• **WHAT IS ASKED**
Copy every line of the data in which the word "that" occurs.

• **PROVIDED MATERIAL**
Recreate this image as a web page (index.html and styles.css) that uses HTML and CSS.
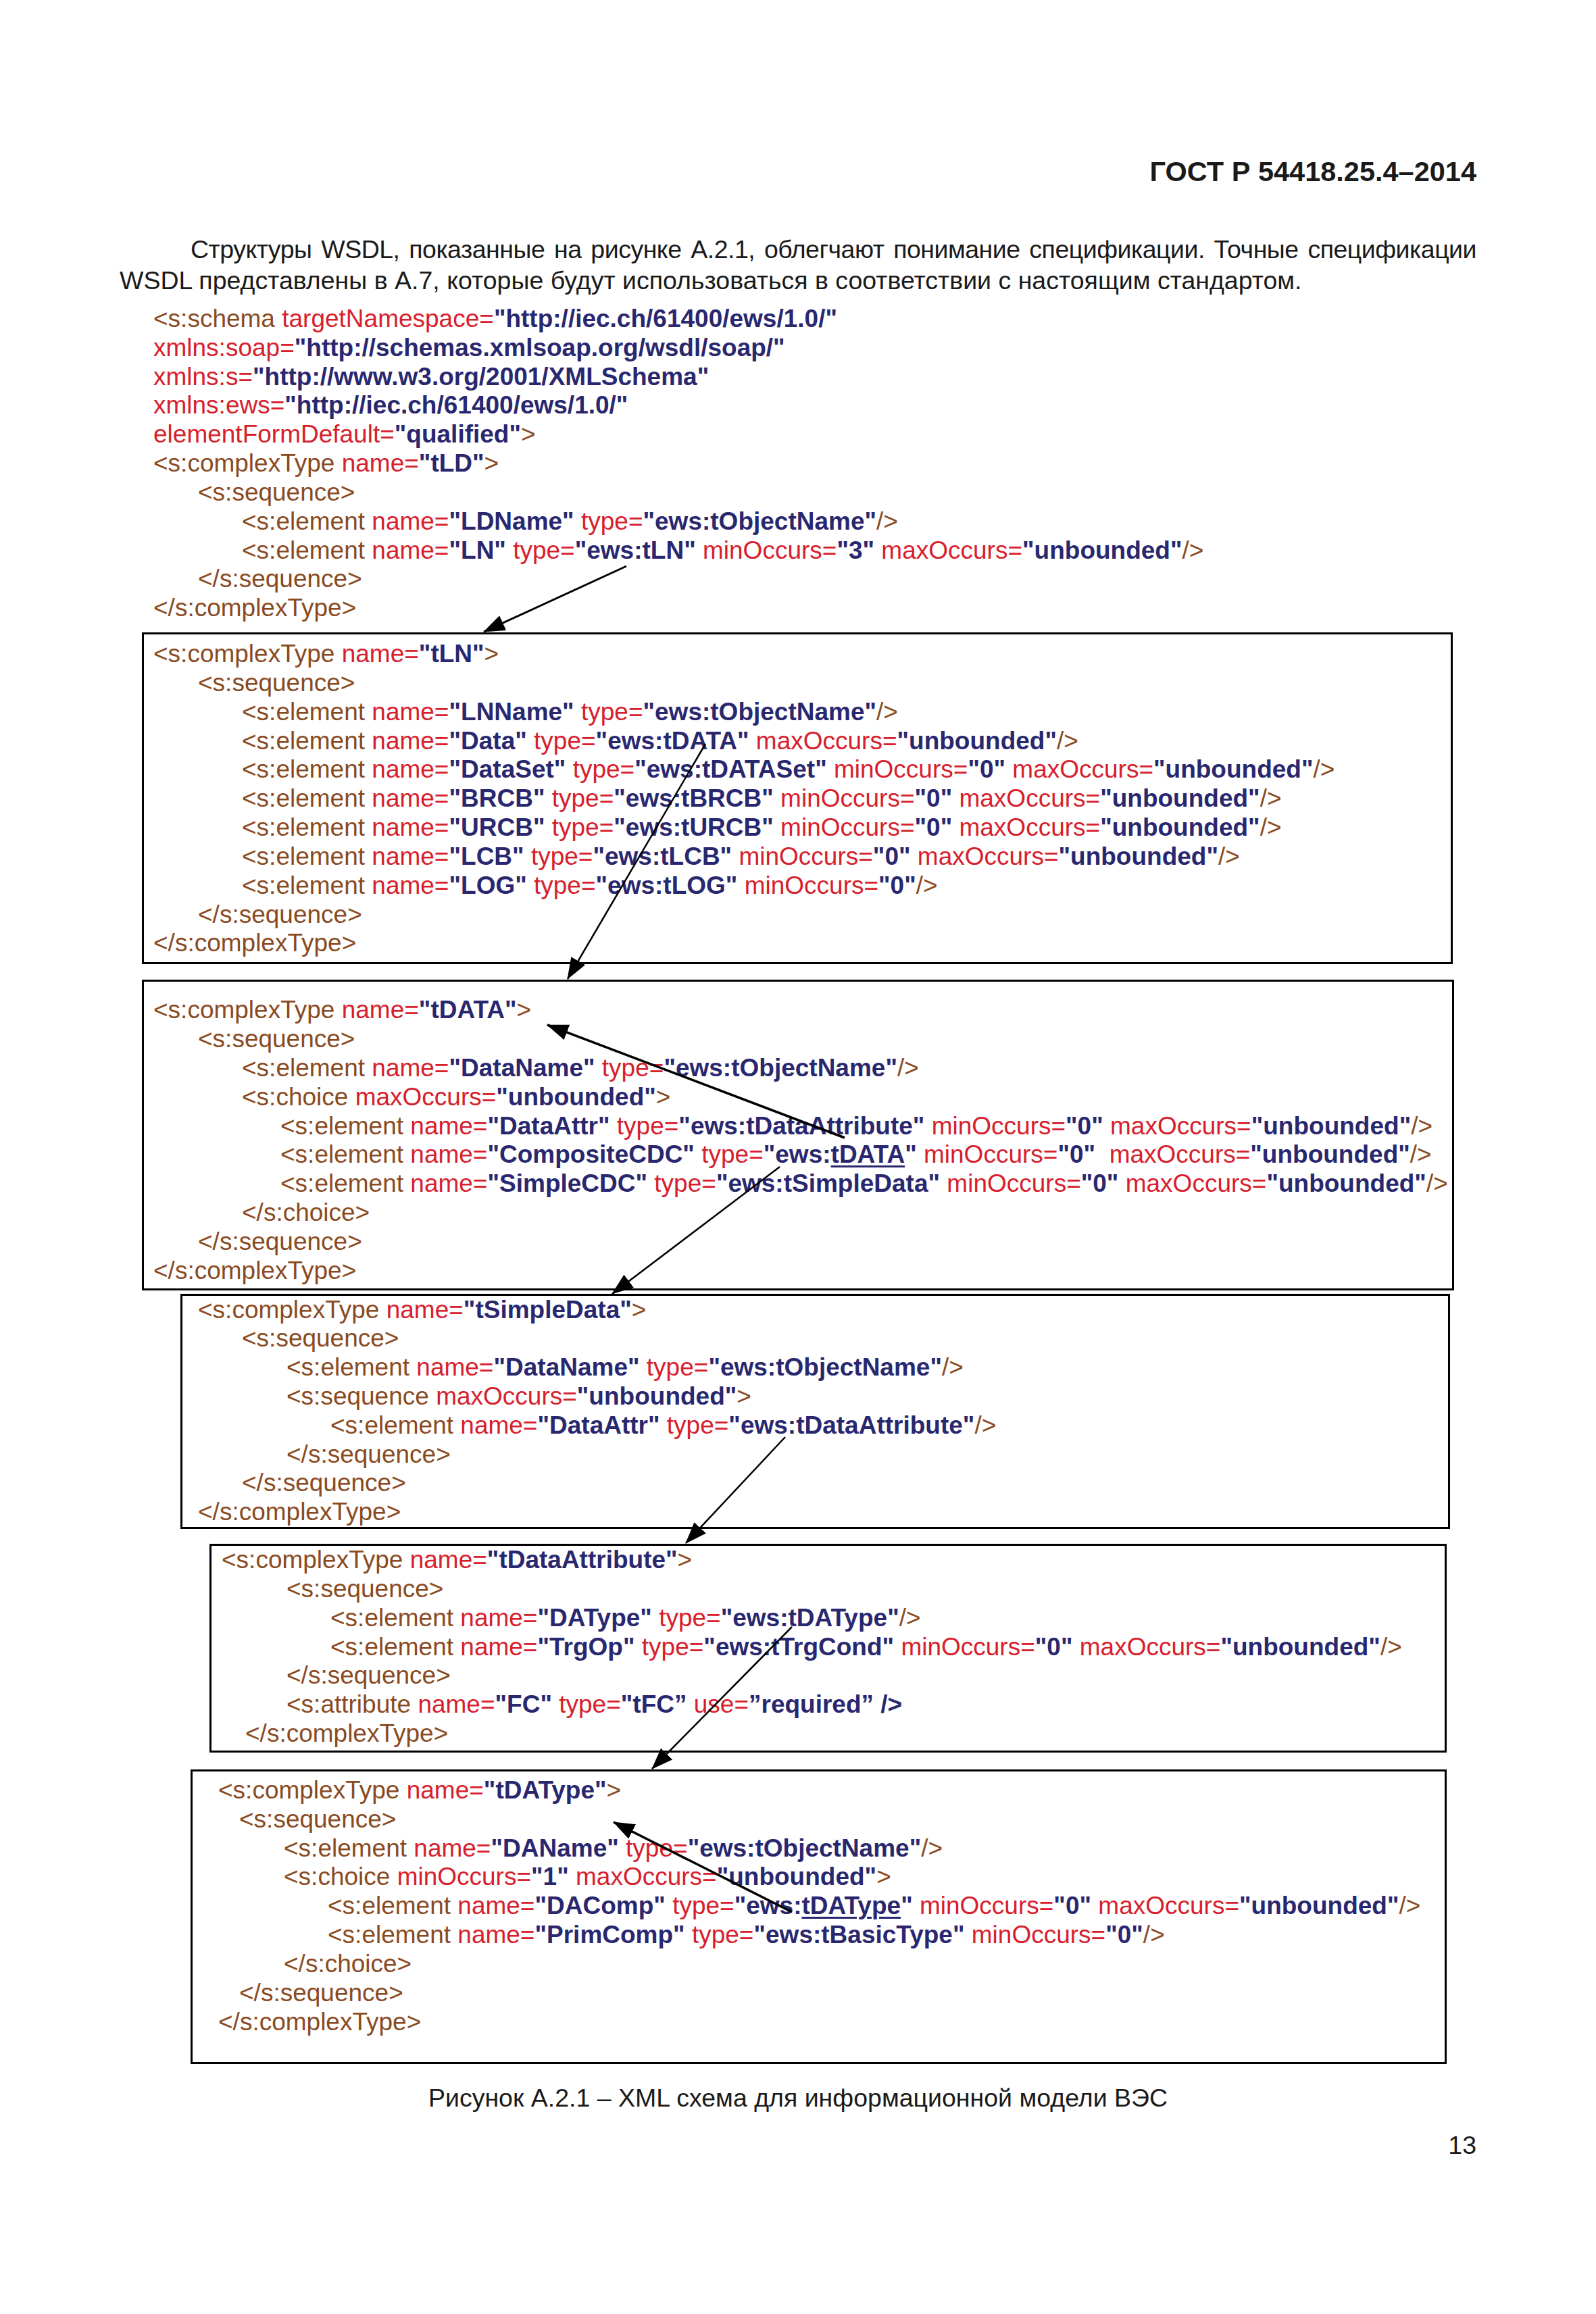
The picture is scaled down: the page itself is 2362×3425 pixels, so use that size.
FILE: index.html
```html
<!DOCTYPE html>
<html lang="ru">
<head>
    <meta charset="UTF-8">
    <title>ГОСТ Р 54418.25.4–2014 — стр. 13</title>
    <link rel="stylesheet" href="styles.css">
</head>
<body>
    <div class="page">
        <div class="doc-head">ГОСТ Р 54418.25.4–2014</div>

        <div class="intro">
            <div class="intro-first">Структуры WSDL, показанные на рисунке А.2.1, облегчают понимание спецификации. Точные спецификации</div>
            <div class="intro-rest">WSDL представлены в А.7, которые будут использоваться в соответствии с настоящим стандартом.</div>
        </div>

        <div class="figure">
            <!-- schema header, no frame -->
            <div class="code top-block">
                <div class="ln"><span class="tg">&lt;s:schema</span> <span class="at">targetNamespace=</span><span class="vl">"http://iec.ch/61400/ews/1.0/"</span></div>
                <div class="ln"><span class="at">xmlns:soap=</span><span class="vl">"http://schemas.xmlsoap.org/wsdl/soap/"</span></div>
                <div class="ln"><span class="at">xmlns:s=</span><span class="vl">"http://www.w3.org/2001/XMLSchema"</span></div>
                <div class="ln"><span class="at">xmlns:ews=</span><span class="vl">"http://iec.ch/61400/ews/1.0/"</span></div>
                <div class="ln"><span class="at">elementFormDefault=</span><span class="vl">"qualified"</span><span class="tg">&gt;</span></div>
                <div class="ln"><span class="tg">&lt;s:complexType</span> <span class="at">name=</span><span class="vl">"tLD"</span><span class="tg">&gt;</span></div>
                <div class="ln d1"><span class="tg">&lt;s:sequence&gt;</span></div>
                <div class="ln d2"><span class="tg">&lt;s:element</span> <span class="at">name=</span><span class="vl">"LDName"</span> <span class="at">type=</span><span class="vl">"ews:tObjectName"</span><span class="tg">/&gt;</span></div>
                <div class="ln d2"><span class="tg">&lt;s:element</span> <span class="at">name=</span><span class="vl">"LN"</span> <span class="at">type=</span><span class="vl">"ews:tLN"</span> <span class="at">minOccurs=</span><span class="vl">"3"</span> <span class="at">maxOccurs=</span><span class="vl">"unbounded"</span><span class="tg">/&gt;</span></div>
                <div class="ln d1"><span class="tg">&lt;/s:sequence&gt;</span></div>
                <div class="ln"><span class="tg">&lt;/s:complexType&gt;</span></div>
            </div>

            <div class="code box box-tln">
                <div class="ln"><span class="tg">&lt;s:complexType</span> <span class="at">name=</span><span class="vl">"tLN"</span><span class="tg">&gt;</span></div>
                <div class="ln d1"><span class="tg">&lt;s:sequence&gt;</span></div>
                <div class="ln d2"><span class="tg">&lt;s:element</span> <span class="at">name=</span><span class="vl">"LNName"</span> <span class="at">type=</span><span class="vl">"ews:tObjectName"</span><span class="tg">/&gt;</span></div>
                <div class="ln d2"><span class="tg">&lt;s:element</span> <span class="at">name=</span><span class="vl">"Data"</span> <span class="at">type=</span><span class="vl">"ews:tDATA"</span> <span class="at">maxOccurs=</span><span class="vl">"unbounded"</span><span class="tg">/&gt;</span></div>
                <div class="ln d2"><span class="tg">&lt;s:element</span> <span class="at">name=</span><span class="vl">"DataSet"</span> <span class="at">type=</span><span class="vl">"ews:tDATASet"</span> <span class="at">minOccurs=</span><span class="vl">"0"</span> <span class="at">maxOccurs=</span><span class="vl">"unbounded"</span><span class="tg">/&gt;</span></div>
                <div class="ln d2"><span class="tg">&lt;s:element</span> <span class="at">name=</span><span class="vl">"BRCB"</span> <span class="at">type=</span><span class="vl">"ews:tBRCB"</span> <span class="at">minOccurs=</span><span class="vl">"0"</span> <span class="at">maxOccurs=</span><span class="vl">"unbounded"</span><span class="tg">/&gt;</span></div>
                <div class="ln d2"><span class="tg">&lt;s:element</span> <span class="at">name=</span><span class="vl">"URCB"</span> <span class="at">type=</span><span class="vl">"ews:tURCB"</span> <span class="at">minOccurs=</span><span class="vl">"0"</span> <span class="at">maxOccurs=</span><span class="vl">"unbounded"</span><span class="tg">/&gt;</span></div>
                <div class="ln d2"><span class="tg">&lt;s:element</span> <span class="at">name=</span><span class="vl">"LCB"</span> <span class="at">type=</span><span class="vl">"ews:tLCB"</span> <span class="at">minOccurs=</span><span class="vl">"0"</span> <span class="at">maxOccurs=</span><span class="vl">"unbounded"</span><span class="tg">/&gt;</span></div>
                <div class="ln d2"><span class="tg">&lt;s:element</span> <span class="at">name=</span><span class="vl">"LOG"</span> <span class="at">type=</span><span class="vl">"ews:tLOG"</span> <span class="at">minOccurs=</span><span class="vl">"0"</span><span class="tg">/&gt;</span></div>
                <div class="ln d1"><span class="tg">&lt;/s:sequence&gt;</span></div>
                <div class="ln"><span class="tg">&lt;/s:complexType&gt;</span></div>
            </div>

            <div class="code box box-tdata">
                <div class="ln"><span class="tg">&lt;s:complexType</span> <span class="at">name=</span><span class="vl">"tDATA"</span><span class="tg">&gt;</span></div>
                <div class="ln d1"><span class="tg">&lt;s:sequence&gt;</span></div>
                <div class="ln d2"><span class="tg">&lt;s:element</span> <span class="at">name=</span><span class="vl">"DataName"</span> <span class="at">type=</span><span class="vl">"ews:tObjectName"</span><span class="tg">/&gt;</span></div>
                <div class="ln d2"><span class="tg">&lt;s:choice</span> <span class="at">maxOccurs=</span><span class="vl">"unbounded"</span><span class="tg">&gt;</span></div>
                <div class="ln d3"><span class="tg">&lt;s:element</span> <span class="at">name=</span><span class="vl">"DataAttr"</span> <span class="at">type=</span><span class="vl">"ews:tDataAttribute"</span> <span class="at">minOccurs=</span><span class="vl">"0"</span> <span class="at">maxOccurs=</span><span class="vl">"unbounded"</span><span class="tg">/&gt;</span></div>
                <div class="ln d3"><span class="tg">&lt;s:element</span> <span class="at">name=</span><span class="vl">"CompositeCDC"</span> <span class="at">type=</span><span class="vl">"ews:<u>tDATA</u>"</span> <span class="at">minOccurs=</span><span class="vl">"0"</span>  <span class="at">maxOccurs=</span><span class="vl">"unbounded"</span><span class="tg">/&gt;</span></div>
                <div class="ln d3"><span class="tg">&lt;s:element</span> <span class="at">name=</span><span class="vl">"SimpleCDC"</span> <span class="at">type=</span><span class="vl">"ews:tSimpleData"</span> <span class="at">minOccurs=</span><span class="vl">"0"</span> <span class="at">maxOccurs=</span><span class="vl">"unbounded"</span><span class="tg">/&gt;</span></div>
                <div class="ln d2"><span class="tg">&lt;/s:choice&gt;</span></div>
                <div class="ln d1"><span class="tg">&lt;/s:sequence&gt;</span></div>
                <div class="ln"><span class="tg">&lt;/s:complexType&gt;</span></div>
            </div>

            <div class="code box box-simple">
                <div class="ln"><span class="tg">&lt;s:complexType</span> <span class="at">name=</span><span class="vl">"tSimpleData"</span><span class="tg">&gt;</span></div>
                <div class="ln d1"><span class="tg">&lt;s:sequence&gt;</span></div>
                <div class="ln d2"><span class="tg">&lt;s:element</span> <span class="at">name=</span><span class="vl">"DataName"</span> <span class="at">type=</span><span class="vl">"ews:tObjectName"</span><span class="tg">/&gt;</span></div>
                <div class="ln d2"><span class="tg">&lt;s:sequence</span> <span class="at">maxOccurs=</span><span class="vl">"unbounded"</span><span class="tg">&gt;</span></div>
                <div class="ln d3"><span class="tg">&lt;s:element</span> <span class="at">name=</span><span class="vl">"DataAttr"</span> <span class="at">type=</span><span class="vl">"ews:tDataAttribute"</span><span class="tg">/&gt;</span></div>
                <div class="ln d2"><span class="tg">&lt;/s:sequence&gt;</span></div>
                <div class="ln d1"><span class="tg">&lt;/s:sequence&gt;</span></div>
                <div class="ln"><span class="tg">&lt;/s:complexType&gt;</span></div>
            </div>

            <div class="code box box-attr">
                <div class="ln"><span class="tg">&lt;s:complexType</span> <span class="at">name=</span><span class="vl">"tDataAttribute"</span><span class="tg">&gt;</span></div>
                <div class="ln d1"><span class="tg">&lt;s:sequence&gt;</span></div>
                <div class="ln d2"><span class="tg">&lt;s:element</span> <span class="at">name=</span><span class="vl">"DAType"</span> <span class="at">type=</span><span class="vl">"ews:tDAType"</span><span class="tg">/&gt;</span></div>
                <div class="ln d2"><span class="tg">&lt;s:element</span> <span class="at">name=</span><span class="vl">"TrgOp"</span> <span class="at">type=</span><span class="vl">"ews:tTrgCond"</span> <span class="at">minOccurs=</span><span class="vl">"0"</span> <span class="at">maxOccurs=</span><span class="vl">"unbounded"</span><span class="tg">/&gt;</span></div>
                <div class="ln d1"><span class="tg">&lt;/s:sequence&gt;</span></div>
                <div class="ln d1"><span class="tg">&lt;s:attribute</span> <span class="at">name=</span><span class="vl">"FC"</span> <span class="at">type=</span><span class="vl">"tFC”</span> <span class="at">use=</span><span class="vl">”required” /&gt;</span></div>
                <div class="ln dc"><span class="tg">&lt;/s:complexType&gt;</span></div>
            </div>

            <div class="code box box-datype">
                <div class="ln"><span class="tg">&lt;s:complexType</span> <span class="at">name=</span><span class="vl">"tDAType"</span><span class="tg">&gt;</span></div>
                <div class="ln d1"><span class="tg">&lt;s:sequence&gt;</span></div>
                <div class="ln d2"><span class="tg">&lt;s:element</span> <span class="at">name=</span><span class="vl">"DAName"</span> <span class="at">type=</span><span class="vl">"ews:tObjectName"</span><span class="tg">/&gt;</span></div>
                <div class="ln d2"><span class="tg">&lt;s:choice</span> <span class="at">minOccurs=</span><span class="vl">"1"</span> <span class="at">maxOccurs=</span><span class="vl">"unbounded"</span><span class="tg">&gt;</span></div>
                <div class="ln d3"><span class="tg">&lt;s:element</span> <span class="at">name=</span><span class="vl">"DAComp"</span> <span class="at">type=</span><span class="vl">"ews:<u>tDAType</u>"</span> <span class="at">minOccurs=</span><span class="vl">"0"</span> <span class="at">maxOccurs=</span><span class="vl">"unbounded"</span><span class="tg">/&gt;</span></div>
                <div class="ln d3"><span class="tg">&lt;s:element</span> <span class="at">name=</span><span class="vl">"PrimComp"</span> <span class="at">type=</span><span class="vl">"ews:tBasicType"</span> <span class="at">minOccurs=</span><span class="vl">"0"</span><span class="tg">/&gt;</span></div>
                <div class="ln d2"><span class="tg">&lt;/s:choice&gt;</span></div>
                <div class="ln d1"><span class="tg">&lt;/s:sequence&gt;</span></div>
                <div class="ln"><span class="tg">&lt;/s:complexType&gt;</span></div>
            </div>
        </div>

        <p class="caption">Рисунок А.2.1 – XML схема для информационной модели ВЭС</p>
        <div class="page-num">13</div>

        <!-- reference arrows drawn over the figure -->
        <svg class="arrows" width="2362" height="3425" viewBox="0 0 2362 3425">
            <defs>
                <marker id="head" viewBox="0 0 32 24" refX="31" refY="12" markerWidth="32" markerHeight="24" orient="auto" markerUnits="userSpaceOnUse">
                    <path d="M0 0 L32 12 L0 24 Z" fill="#000"/>
                </marker>
            </defs>
            <g stroke="#000" fill="none" marker-end="url(#head)">
                <line x1="927" y1="838" x2="716" y2="935" stroke-width="3"/>
                <line x1="1044" y1="1101" x2="840" y2="1449" stroke-width="2.5"/>
                <line x1="1250" y1="1684" x2="810" y2="1517" stroke-width="3.5"/>
                <line x1="1154" y1="1727" x2="906" y2="1915" stroke-width="2.5"/>
                <line x1="1162" y1="2127" x2="1015" y2="2284" stroke-width="2.5"/>
                <line x1="1172" y1="2408" x2="965" y2="2618" stroke-width="2.5"/>
                <line x1="1172" y1="2830" x2="908" y2="2697" stroke-width="3.5"/>
            </g>
        </svg>
    </div>
</body>
</html>
```

FILE: styles.css
```css
* {
    margin: 0;
    padding: 0;
    box-sizing: border-box;
}

body {
    background: #fff;
    color: #1a1a1a;
    font-family: 'Liberation Sans', Arial, sans-serif;
}

.page {
    position: relative;
    width: 2362px;
    height: 3425px;
    padding: 230px 177px 0;
}

.doc-head {
    text-align: right;
    font-size: 41.5px;
    font-weight: bold;
    line-height: 47px;
    color: #1a1a1a;
}

.intro {
    margin-top: 69px;
    font-size: 37.5px;
    line-height: 46px;
    color: #1a1a1a;
}

/* first line is set justified on its own, like the printed page */
.intro-first {
    text-indent: 105px;
    text-align: justify;
    text-align-last: justify;
    letter-spacing: -0.5px;
    word-spacing: -5px;
}

/* code listing */
.code {
    font-size: 37px;
    line-height: 42.83px;
    padding-left: 50px;
}

.ln {
    white-space: pre;
    height: 42.83px;
}

.tg {
    color: #8a4a1f;
}

.at {
    color: #d7202c;
}

.vl {
    color: #29286f;
    font-weight: bold;
}

.vl u {
    text-decoration-thickness: 3px;
    text-underline-offset: 4px;
}

.top-block {
    margin-top: 13px;
}

.top-block .d1 { padding-left: 66px; }
.top-block .d2 { padding-left: 131px; }

.box {
    border: 3px solid #000;
}

.box-tln {
    margin-top: 14px;
    margin-left: 33px;
    width: 1940px;
    padding: 8px 0 6px 14px;
}

.box-tln .d1 { padding-left: 66px; }
.box-tln .d2 { padding-left: 131px; }

.box-tdata {
    margin-top: 23px;
    margin-left: 33px;
    width: 1942px;
    padding: 21px 0 4px 14px;
}

.box-tdata .d1 { padding-left: 66px; }
.box-tdata .d2 { padding-left: 131px; }
.box-tdata .d3 { padding-left: 188px; }

.box-simple {
    margin-top: 5px;
    margin-left: 90px;
    width: 1879px;
    padding: 0 0 0 23px;
}

.box-simple .d1 { padding-left: 65px; }
.box-simple .d2 { padding-left: 131px; }
.box-simple .d3 { padding-left: 196px; }

.box-attr {
    margin-top: 22px;
    margin-left: 133px;
    width: 1831px;
    padding: 0 0 3px 15px;
}

.box-attr .d1 { padding-left: 96px; }
.box-attr .d2 { padding-left: 161px; }
.box-attr .dc { padding-left: 35px; }

.box-datype {
    margin-top: 25px;
    margin-left: 105px;
    width: 1859px;
    padding: 7px 0 38px 38px;
}

.box-datype .d1 { padding-left: 31px; }
.box-datype .d2 { padding-left: 97px; }
.box-datype .d3 { padding-left: 162px; }

.caption {
    margin-top: 27px;
    text-align: center;
    font-size: 37.5px;
    line-height: 46px;
    color: #1a1a1a;
}

.page-num {
    margin-top: 24px;
    text-align: right;
    font-size: 37.5px;
    line-height: 46px;
    color: #1a1a1a;
}

.arrows {
    position: absolute;
    top: 0;
    left: 0;
    pointer-events: none;
}
```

• **WRITTEN SOLUTION**
Recreate this image as a web page (index.html and styles.css) that uses HTML and CSS.
The picture is scaled down: the page itself is 2362×3425 pixels, so use that size.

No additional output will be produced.